'Welcome to the moon': Private craft makes first US moon landing in 50 years

The craft, owned by private company Intuitive Machines, aced the 'landing of a lifetime' a NASA official said.

The landing has put the US back on the surface for the first time since NASA’s famed Apollo moonwalkers

A private spacecraft has landed on the moon, making it the first US touchdown on the moon in more than 50 years.

Despite the spotty communication, Intuitive Machines, the company that built and managed the lunar lander, confirmed that it had landed upright.

But it did not provide additional details, including whether the lander had reached its intended destination near the moon’s south pole.

“What we can confirm, without a doubt, is our equipment is on the surface of the moon,” mission director Tim Crain reported as tension built in the company’s Houston control center.

Added Intuitive Machines CEO Steve Altemus: “I know this was a nail-biter, but we are on the surface and we are transmitting. Welcome to the moon.”

The Odysseus lunar lander with the Earth in the background on February 16. / Credit: AP via Intuitive Machines.

Data was finally starting to stream in, according to a company announcement two hours after touchdown.

Intuitive Machines “aced the landing of a lifetime,” NASA administrator Bill Nelson tweeted.

The final few hours before touchdown were loaded with extra stress when the lander’s laser navigation system failed.

The company’s flight control team had to press an experimental NASA laser system into action, with the lander taking an extra lap around the moon to allow time for the last-minute switch.
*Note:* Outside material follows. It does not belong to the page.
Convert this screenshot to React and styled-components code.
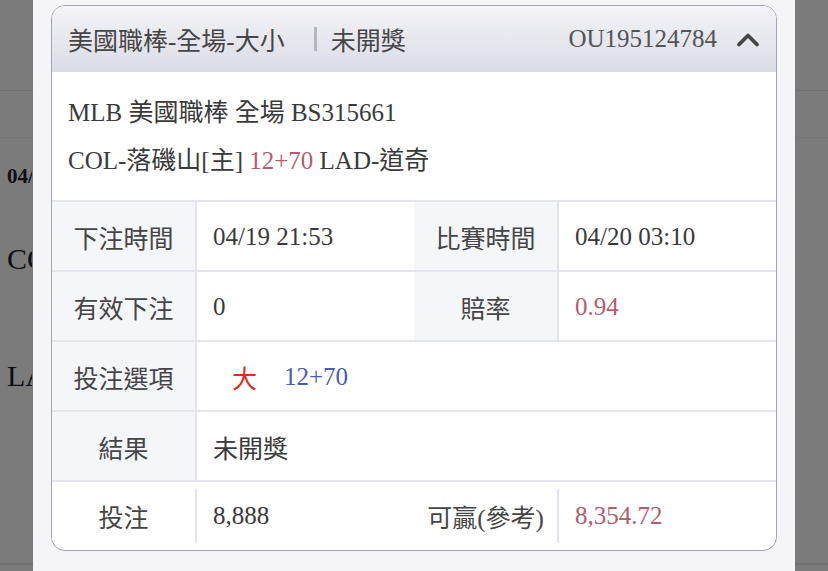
import React from "react";
import styled, { createGlobalStyle } from "styled-components";

const GlobalStyle = createGlobalStyle`
  html, body {
    margin: 0;
    padding: 0;
  }
  body {
    font-family: "Liberation Serif", "Noto Sans CJK TC", serif;
    background: #f6f6f6;
  }
  #root {
    width: 828px;
    height: 571px;
    overflow: hidden;
    position: relative;
  }
`;

/* page that sits behind the dialog */
const Page = styled.div`
  width: 828px;
  height: 571px;
  background: #f6f6f6;
  color: #1c1c2a;
`;

const PageTop = styled.div`
  height: 90px;
  border-bottom: 1px solid #e2e2e2;
`;

const PageTabs = styled.div`
  height: 46px;
  border-bottom: 1px solid #ececec;
`;

const PageItem = styled.div`
  height: 427px;
  box-sizing: border-box;
  border-bottom: 2px solid #e2e2e2;
`;

/* only the strip left of the dialog is ever visible */
const PageColumn = styled.div`
  width: 32px;
  overflow: hidden;
  padding: 24px 0 0 7px;
  box-sizing: border-box;
  white-space: nowrap;

  .date {
    font-weight: 700;
    font-size: 21px;
    line-height: 28px;
  }
  .team {
    font-size: 30px;
    line-height: 40px;
    margin-top: 49px;
  }
  .team + .team {
    margin-top: 77px;
  }
`;

const Overlay = styled.div`
  position: absolute;
  inset: 0;
  background: rgba(0, 0, 0, 0.5);
  display: flex;
  justify-content: center;
`;

const Panel = styled.div`
  width: 762px;
  height: 100%;
  box-sizing: border-box;
  padding: 5px 18px 0;
  background: #f5f5f7;
`;

const Card = styled.div`
  border: 1.5px solid #a3a3ba;
  border-radius: 14px;
  overflow: hidden;
  background: #fff;
  color: #3a3a3a;
  font-size: 25px;
`;

const Header = styled.div`
  display: flex;
  align-items: center;
  height: 66px;
  padding: 0 16px;
  background: linear-gradient(#f3f3f8, #dcdce6);
  color: #454545;
`;

const Divider = styled.span`
  width: 3px;
  height: 24px;
  margin: 0 14px 0 29px;
  background: #b5b5bd;
`;

const OrderNo = styled.span`
  margin-left: auto;
  color: #555;
`;

const Chevron = styled.svg`
  width: 24px;
  height: 15px;
  margin-left: 19px;
`;

const Info = styled.div`
  padding: 17px 16px 15px;
  line-height: 48px;
  border-bottom: 2px solid #e4e4ec;
`;

const Line = styled.div`
  white-space: nowrap;
`;

const Muted = styled.span`
  color: ${(p) => p.$tone || "#b65c6b"};
  margin-left: ${(p) => p.$gap || 0}px;
`;

const Row = styled.div`
  display: grid;
  grid-template-columns: ${(p) => (p.$wide ? "145px 1fr" : "145px 217px 143px 1fr")};
  height: ${(p) => (p.$last ? "68px" : "70px")};
  box-sizing: border-box;
  border-bottom: ${(p) => (p.$last ? "none" : "2px solid #e4e4ec")};

  & > * {
    margin: ${(p) => (p.$last ? "7px 0" : "0")};
    padding-top: ${(p) => (p.$last ? "0" : "2px")};
  }
`;

const Label = styled.div`
  display: flex;
  align-items: center;
  justify-content: center;
  background: ${(p) => (p.$plain ? "#fff" : "#f5f6fa")};
  color: #454545;
  box-sizing: border-box;
  border-right: ${(p) => (p.$divider ? "2px solid #e4e4ec" : "none")};
  white-space: nowrap;
`;

const Value = styled.div`
  display: flex;
  align-items: center;
  padding-left: 16px;
  box-sizing: border-box;
  border-left: ${(p) => (p.$divider ? "2px solid #e4e4ec" : "none")};
  color: ${(p) => p.$color || "#3a3a3a"};
  white-space: nowrap;
`;

const App = () => {
  return (
    <>
      <GlobalStyle />
      <Page>
        <PageTop />
        <PageTabs />
        <PageItem>
          <PageColumn>
            <div className="date">04/19 21:53</div>
            <div className="team">COL-落磯山</div>
            <div className="team">LAD-道奇</div>
          </PageColumn>
        </PageItem>
      </Page>
      <Overlay>
        <Panel>
          <Card>
            <Header>
              <span>美國職棒-全場-大小</span>
              <Divider />
              <span>未開獎</span>
              <OrderNo>OU195124784</OrderNo>
              <Chevron viewBox="0 0 24 15">
                <polyline
                  points="3,12.5 12,3.5 21,12.5"
                  fill="none"
                  stroke="#454545"
                  strokeWidth="3.8"
                  strokeLinecap="round"
                  strokeLinejoin="round"
                />
              </Chevron>
            </Header>
            <Info>
              <Line>MLB 美國職棒 全場 BS315661</Line>
              <Line>
                COL-落磯山[主] <Muted>12+70</Muted> LAD-道奇
              </Line>
            </Info>
            <Row>
              <Label $divider>下注時間</Label>
              <Value>04/19 21:53</Value>
              <Label>比賽時間</Label>
              <Value $divider>04/20 03:10</Value>
            </Row>
            <Row>
              <Label $divider>有效下注</Label>
              <Value>0</Value>
              <Label>賠率</Label>
              <Value $divider $color="#b65c6b">0.94</Value>
            </Row>
            <Row $wide>
              <Label $divider>投注選項</Label>
              <Value>
                <Muted $tone="#d2321f" $gap={19}>大</Muted>
                <Muted $tone="#4b5ab3" $gap={27}>12+70</Muted>
              </Value>
            </Row>
            <Row $wide>
              <Label $divider>結果</Label>
              <Value>未開獎</Value>
            </Row>
            <Row $last>
              <Label $plain $divider>投注</Label>
              <Value>8,888</Value>
              <Label $plain>可贏(參考)</Label>
              <Value $divider $color="#b65c6b">8,354.72</Value>
            </Row>
          </Card>
        </Panel>
      </Overlay>
    </>
  );
};

export default App;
With this change finally in place, the craft, named Odysseus, descended from a moon-skimming orbit and guided itself toward the surface.

The landing put the US back on the surface for the first time since NASA’s famed Apollo moonwalkers.

Japan scored a lunar landing last month, joining earlier triumphs by Russia, US, China and India.

The US bowed out of the lunar landscape in 1972 after NASA’s Apollo program put 12 astronauts on the surface.

Intuitive Machines’ target was 186 miles (300 kilometers) shy of the south pole, around 80 degrees latitude and closer to the pole than any other spacecraft has come.

The site is relatively flat, but surrounded by boulders, hills, cliffs and craters that could hold frozen water, a big part of the allure.

The lander was programmed to pick, in real time, the safest spot near the so-called Malapert A crater.

The solar-powered lander was intended to operate for a week, until the long lunar night.